The show will feature more than 150 items, mostly from the museum’s own collection, reflecting some of these themes, including recruitment posters, letters and items like amphetamine tablets like those commonly issued to intelligence agents to help fight the mental effects of exhaustion, but which often came with dangerous side effects.

It will also include antiwar posters, like one from the Iraq War era with a picture of the then Prime Minister Tony Blair and the slogan “Make Tea Not War.”

“War and the Mind” will also display the “Protect and Survive” pamphlet as an example of how the government used practical advice to reassure people about nuclear attacks. “Perhaps the whole thing, arguably, is a psychological exercise in making people feel safe, when in reality they may have been obliterated,” Clouting said.

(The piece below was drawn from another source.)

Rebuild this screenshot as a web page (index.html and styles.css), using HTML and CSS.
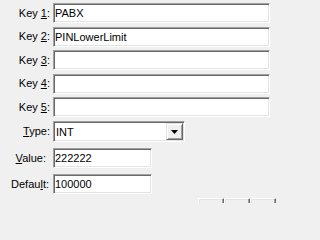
FILE: index.html
```html
<!DOCTYPE html>
<html>
<head>
<meta charset="utf-8">
<link rel="stylesheet" href="styles.css">
</head>
<body>
<div class="dialog">
  <div class="keys">
    <div class="row"><label class="lbl">Key <u>1</u>:</label><input class="edit wide" value="PABX"></div>
    <div class="row"><label class="lbl">Key <u>2</u>:</label><input class="edit wide" value="PINLowerLimit"></div>
    <div class="row"><label class="lbl">Key <u>3</u>:</label><input class="edit wide" value=""></div>
    <div class="row"><label class="lbl">Key <u>4</u>:</label><input class="edit wide" value=""></div>
    <div class="row"><label class="lbl">Key <u>5</u>:</label><input class="edit wide" value=""></div>
  </div>
  <div class="row row-type"><label class="lbl"><u>T</u>ype:</label>
    <div class="combo"><span class="combo-text">INT</span><span class="combo-btn"><svg width="7" height="4" viewBox="0 0 7 4"><path d="M0 0H7L3.5 4Z" fill="#000"/></svg></span></div>
  </div>
  <div class="row row-value"><label class="lbl lbl-value"><u>V</u>alue:</label><input class="edit short" value="222222"></div>
  <div class="row row-default"><label class="lbl lbl-default">Defau<u>l</u>t:</label><input class="edit short" value="100000"></div>
  <div class="buttons"><span class="btn"></span><span class="btn"></span><span class="btn"></span></div>
</div>
</body>
</html>
```
FILE: styles.css
```css
html, body {
  margin: 0;
  padding: 0;
  overflow: hidden;
  background: #f0f0f0;
}
body {
  font-family: "Liberation Sans", Arial, sans-serif;
  font-size: 11px;
  color: #000;
}
.dialog {
  width: 277px;
  height: 203px;
  overflow: hidden;
  display: flex;
  flex-direction: column;
  padding-top: 3px;
  box-sizing: border-box;
}
.keys {
  display: flex;
  flex-direction: column;
  gap: 3.5px;
  margin-bottom: 4px;
}
.row {
  display: flex;
  align-items: center;
  gap: 3px;
  flex: none;
}
.row-type { margin-bottom: 6px; }
.row-value { margin-bottom: 6px; }
.row-default { margin-bottom: 4px; }
.lbl {
  width: 50px;
  flex: none;
  text-align: right;
  box-sizing: border-box;
  line-height: 13px;
  white-space: nowrap;
}
.lbl-value { padding-right: 4px; }
.lbl-default { padding-right: 1px; }
.edit {
  box-sizing: border-box;
  height: 20px;
  margin: 0;
  padding: 0 0 0 1px;
  font: inherit;
  color: #000;
  background: #fff;
  border: 1px solid;
  border-color: #a0a0a0 #ffffff #ffffff #a0a0a0;
  box-shadow: inset 1px 1px 0 #696969, inset -1px -1px 0 #e3e3e3;
  outline: none;
  border-radius: 0;
}
.wide { width: 217px; }
.short { width: 99px; }
.combo {
  box-sizing: border-box;
  width: 132px;
  height: 21px;
  display: flex;
  align-items: center;
  background: #fff;
  border: 1px solid;
  border-color: #a0a0a0 #ffffff #ffffff #a0a0a0;
  box-shadow: inset 1px 1px 0 #696969, inset -1px -1px 0 #e3e3e3;
  padding: 1px;
}
.combo-text {
  flex: 1;
  padding-left: 1px;
}
.combo-btn {
  box-sizing: border-box;
  width: 17px;
  height: 17px;
  display: flex;
  align-items: center;
  justify-content: center;
  background: #f0f0f0;
  border: 1px solid;
  border-color: #e3e3e3 #696969 #696969 #e3e3e3;
  box-shadow: inset 1px 1px 0 #ffffff, inset -1px -1px 0 #a0a0a0;
}
.combo-btn svg { display: block; }
.buttons {
  display: flex;
  justify-content: flex-end;
  padding-right: 1px;
  flex: none;
}
.btn {
  box-sizing: border-box;
  width: 26px;
  height: 22px;
  flex: none;
  background: #f0f0f0;
  border: 1px solid;
  border-color: #ffffff #696969 #696969 #ffffff;
  box-shadow: inset -1px -1px 0 #a0a0a0, inset 1px 1px 0 #e3e3e3;
}
```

She added that it’s a common theme in war that if governments can convince people “that there’s a purpose, that they have a job to do, that can really help with those feelings of everything being out of control.”

The “War and the Mind” exhibit is also not tied to current events, but Clouting said that it’s “eternally relevant” to look at how “ways of acting, ways of believing, ways of perceiving come to influence war.”

The importance of perception may be evident in how nuclear weapons are viewed today. The fear is arguably “not something that we feel to the same intensity,” Clouting said, though there are still thousands of nuclear weapons, along with an increasingly complex set of threats. It’s “about how things have been framed,” she said.

So as “Protect and Survive” would tell you: “Keep this booklet handy.”